I had a counseling session with one of my clients. She is a cutter and was questioning whether or not she would be getting any better in her life. She was comparing herself with others who also receive therapy and who seem to be getting better faster. My client thought she was not improving like she should and asked about the concept of PTSD and resistance to treatment.
I try to explain to her that PTSD involves living in the past after a traumatic experience… versus learning from the past without necessarily reliving the past. When we experience PTSD , we tend get stuck in the past and not move forward. When the pain is avoided then we continue to experience PTSD and continue to relive the past and experience an emotional cycle which is nourished by substance-abuse, self harming behavior, and depression.
On the other hand, when we learn about the past, we develop new skills and we develop new ways to cope with the upsetting memories. One of the ways is to talk about it, process feelings, write about it, and accept the fact that the pain was done. When we choose to develop new skills and process feelings by accepting the pain, then we begging to acknowledge that it was a difficult time in our life and be able to move forward with new skills.
And then there was the question of why she is still cutting when she’s in her 50s now, when most of the cutters are either teenagers or young adults.
Then a lightbulb turned on in my head. I asked my client who she would identify as and she could not answer the question. She first said “I’m already in my 50s why am I asking this question now? ” Then I asked her to not think about her current age but to focus on the question itself : who am I?
The observation that most cutters are teenagers or young adults gave me the idea that, since she has always been dependent on others to tolerate her who she is and what to do with my life, that sounds almost like what teenagers and young adults do in the early lives.
Basically my client is experiencing what most teenagers and young adults experience : finding their identities in life, facing the unknown after depending on the parents. My client said she always depended on her parents and she was taking care of and nourished as a child even during her adulthood. This can explain why she has difficulty identifying who she is now in her 50s. I explained that most of us experience the same identity crisis in different times of our lives. Most of us identify with what we have been assigned to be, for example our names, our ethnicity, our gender, and our religion. But we ultimately face a time in life, usually during young adulthood, where we start questioning our assigned entities and find our own identities. And maybe that’s what my client is experiencing at the present moment.

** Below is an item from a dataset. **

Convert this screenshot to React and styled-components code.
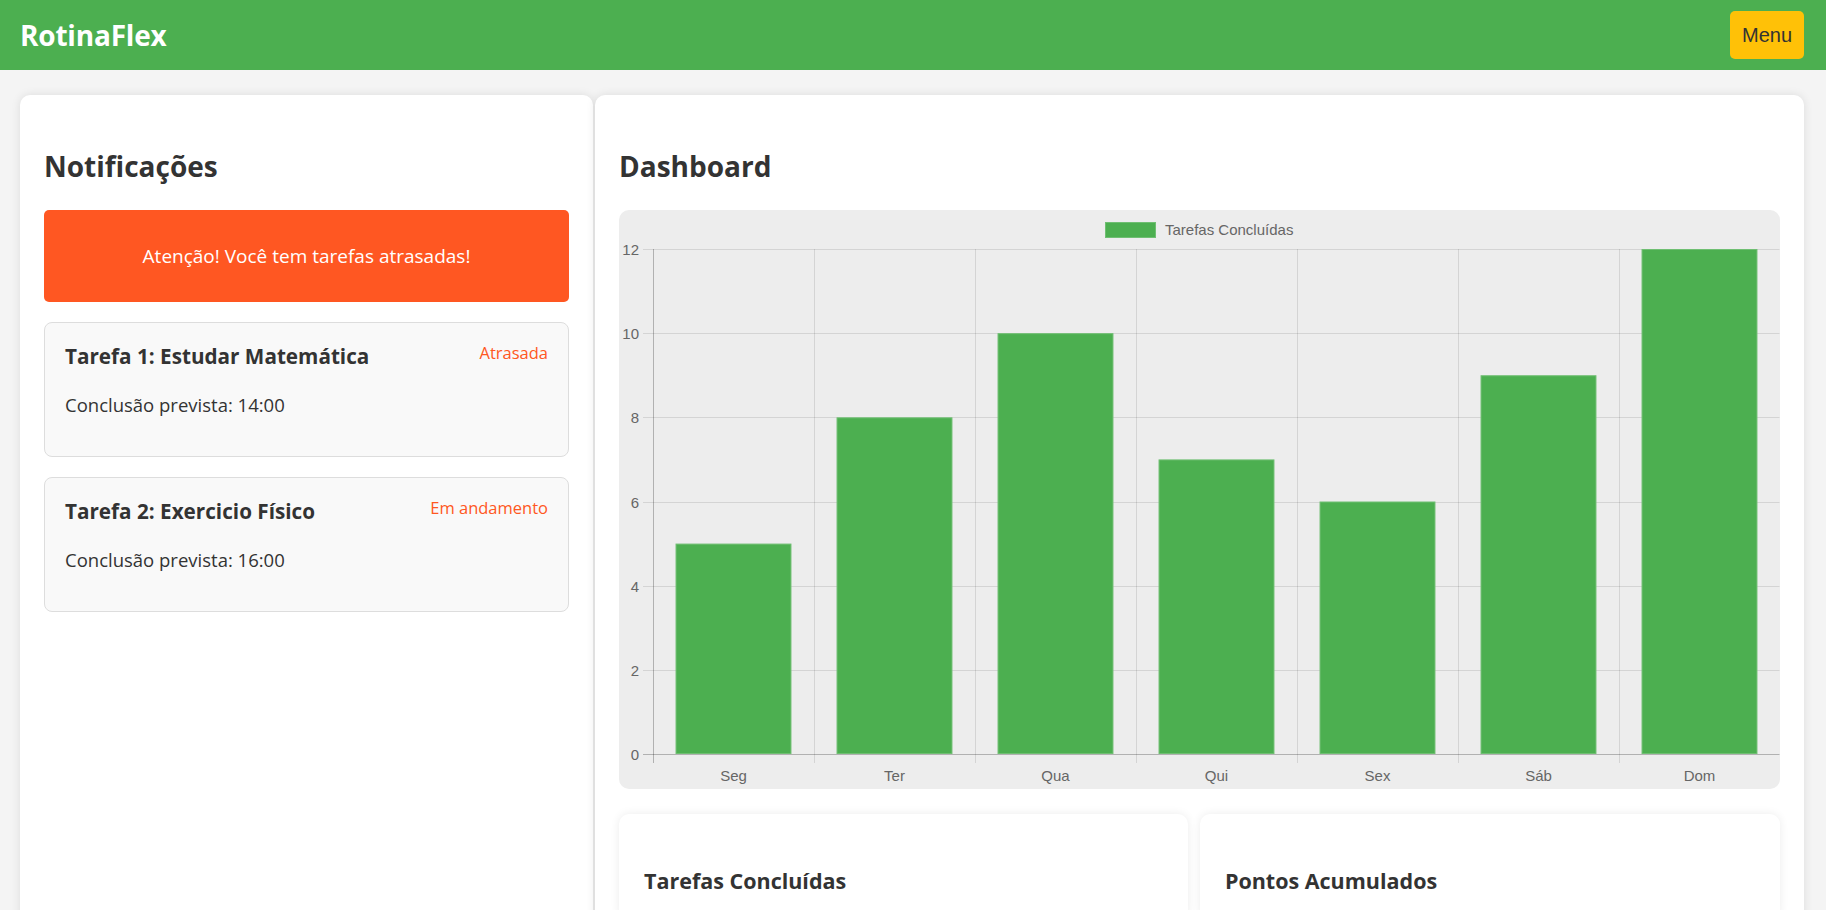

Like I mentioned in my previous post, we mostly live inside our heads. Inside our thoughts and perceptions. We rarely get out of our thoughts and face reality. We don’t usually live in the present moment. But we rather stay living inside our heads. Inside our minds. But we rarely step aside and start perceiving ourselves as we really are.
Have the rest of us done the same thing in our lives? Have we taken the bold step of “peeling the onion” all the way until we find our true selves?
In my own experience , that “true self” remains a mystery. It remains a great part of the unknown, which is why I tend to ignore it and replace it with all the entities I have been taught to identify with.
I have learned to identify with being a Hispanic middle age male, an American, a mental health professional, a Florida resident, a parent, a husband, a son, and many other entities. All of these I can question and deny if I choose to. What I have not identified with as much is what can never question or deny.
My true self.
But what is the true self? Is it simply being human? Being a person? After all, isn’t that what we all have in common? Identifying with being Human beings ? Anything else could be used to separate and segregate us. But being humans could only keep us united.